** start **
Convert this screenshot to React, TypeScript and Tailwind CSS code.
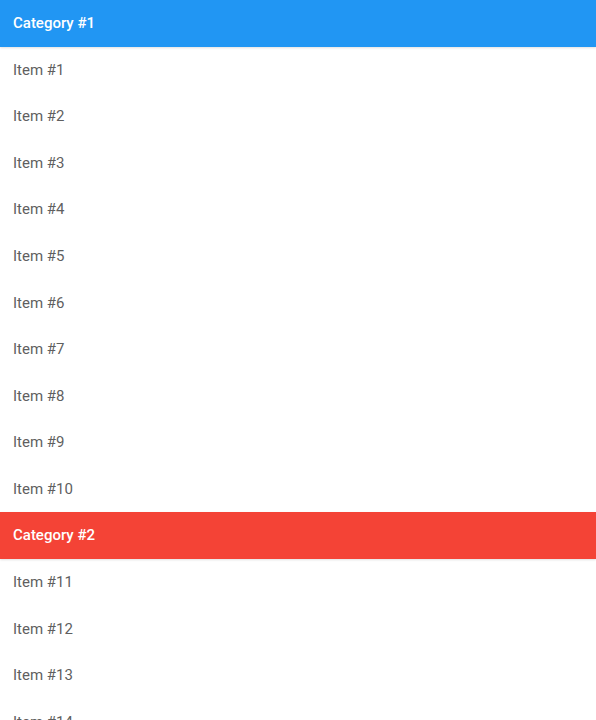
import React from 'react';

type Category = { title: string; color: string; items: string[] };

const CATEGORIES: Category[] = [
  {
    title: 'Category #1',
    color: 'bg-[#2196f3]',
    items: Array.from({ length: 10 }, (_, i) => `Item #${i + 1}`),
  },
  {
    title: 'Category #2',
    color: 'bg-[#f44336]',
    items: Array.from({ length: 10 }, (_, i) => `Item #${i + 11}`),
  },
];

const App: React.FC = () => {
  return (
    <div className="min-h-screen bg-white font-['Roboto',sans-serif]">
      {CATEGORIES.map((cat) => (
        <section key={cat.title}>
          {/* section header */}
          <div
            className={`${cat.color} h-[46.5px] flex items-center px-[13px] text-white text-[15px] font-medium shadow-[0_1px_2px_rgba(0,0,0,0.12)] relative`}
          >
            {cat.title}
          </div>
          <ul>
            {cat.items.map((item) => (
              <li key={item} className="h-[46.6px] flex items-center px-[13px] text-[15px] text-[#5f5f5f]">
                {item}
              </li>
            ))}
          </ul>
        </section>
      ))}
    </div>
  );
};

export default App;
** end **
WRITTEN TASK: Reproduce the full listing faithfully, but do not carry over any pictures.

RESPONSE:
Convert this screenshot to React, TypeScript and Tailwind CSS code.
import React from 'react';

type Category = { title: string; color: string; items: string[] };

const CATEGORIES: Category[] = [
  {
    title: 'Category #1',
    color: 'bg-[#2196f3]',
    items: Array.from({ length: 10 }, (_, i) => `Item #${i + 1}`),
  },
  {
    title: 'Category #2',
    color: 'bg-[#f44336]',
    items: Array.from({ length: 10 }, (_, i) => `Item #${i + 11}`),
  },
];

const App: React.FC = () => {
  return (
    <div className="min-h-screen bg-white font-['Roboto',sans-serif]">
      {CATEGORIES.map((cat) => (
        <section key={cat.title}>
          {/* section header */}
          <div
            className={`${cat.color} h-[46.5px] flex items-center px-[13px] text-white text-[15px] font-medium shadow-[0_1px_2px_rgba(0,0,0,0.12)] relative`}
          >
            {cat.title}
          </div>
          <ul>
            {cat.items.map((item) => (
              <li key={item} className="h-[46.6px] flex items-center px-[13px] text-[15px] text-[#5f5f5f]">
                {item}
              </li>
            ))}
          </ul>
        </section>
      ))}
    </div>
  );
};

export default App;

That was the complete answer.